Based on guidance provided in accordance with ASC 280 Segment Reporting (“ASC 280”), the Company has analyzed the factors that define an operating segment and determined that there is only one operating segment. The seventeen locations are aggregated into one reportable segment because, in the Company’s judgment, these operating segments have similar historical economic characteristics and are expected to have similar economic characteristics in the future. Furthermore, each operating segment utilizes the same business model and technologies, servicing the same end users (radiation therapy patients).
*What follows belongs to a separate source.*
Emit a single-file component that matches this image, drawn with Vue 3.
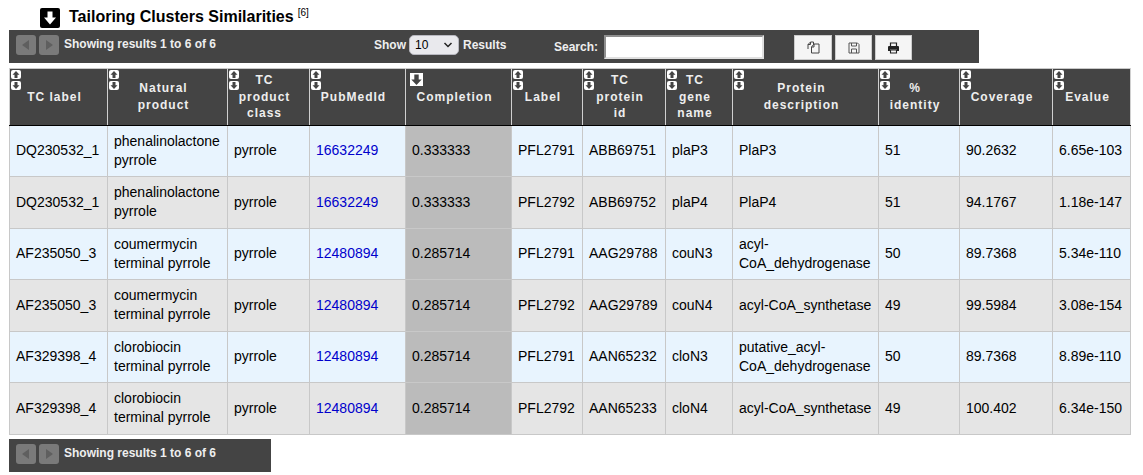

All significant intercompany accounts and transactions have been eliminated in consolidation.
 
The Company adopted Accounting Standards Update No. 2014-08 Reporting Discontinued Operations and Disclosures of Disposals of Components of an Entity (“ASU 2014-08”) as of June 30, 2014 and applied it to the presentation of the sale of EWRS Turkey. The Company has analyzed the factors that define a discontinued operation and determined that the sale of EWRS Turkey is considered the sale of a significant component, but does not represent a major shift in the business, and therefore is not a discontinued operation. Per ASU 2014-08, the necessary disclosures have been made for disposal of a significant component.
 
Effective May 31, 2014 (with closing occurring June 10, 2014) the Company sold EWRS Turkey for EUR 4.2 million.  The proceeds were used to reduce outstanding debt and the excess was cash to the Company of $768,000. Cash transactions were recorded for the time period June 1 to June 10, 2014, the date of closing.   For the three and six month periods ended June 30, 2014, medical services revenue for EWRS Turkey was $200,000 and $531,000 compared to $406,000 and $816,000 for the same periods in the prior year.  The decline in revenue is due to lower volumes on the IGRT and Gamma Knife machines in 2014, in addition to the sale of EWRS Turkey effective May 31.  For the three and six month periods ended June 30, 2014, pretax income for EWRS Turkey was $22,000 and pretax loss was $19,000 compared to pretax loss of $399,000 and $526,000 in the same periods in the prior year. Pretax income and loss for the three and six month period ended June 30, 2014 includes foreign currency gains of $146,000 and $161,000, compared to foreign currency loss of $393,000 and $534,000, for the same periods in the prior year. Pretax income and loss, net of non-controlling interest, attributable to the Company for the three and six month periods ended June 30, 2014 was pretax income of $12,000 and $11,000 compared to pretax loss of $226,000 and $298,000 for the same periods in the prior year. The total cumulative translation adjustment of $779,000, previously recognized under accumulated other comprehensive income (loss), was included as a component of the loss calculation for the sale of EWRS Turkey, reported in the statement of operations for the fiscal periods ending in 2014.
 
While the Company viewed the operations in Turkey as a long term investment, the continued volatility of the Turkish Lira against the U.S. Dollar (which resulted in cumulative foreign currency transaction losses of $908,000) and the opportunity to generate approximately $768,000 in cash for the Company’s domestic operations were compelling reasons to consummate the sale.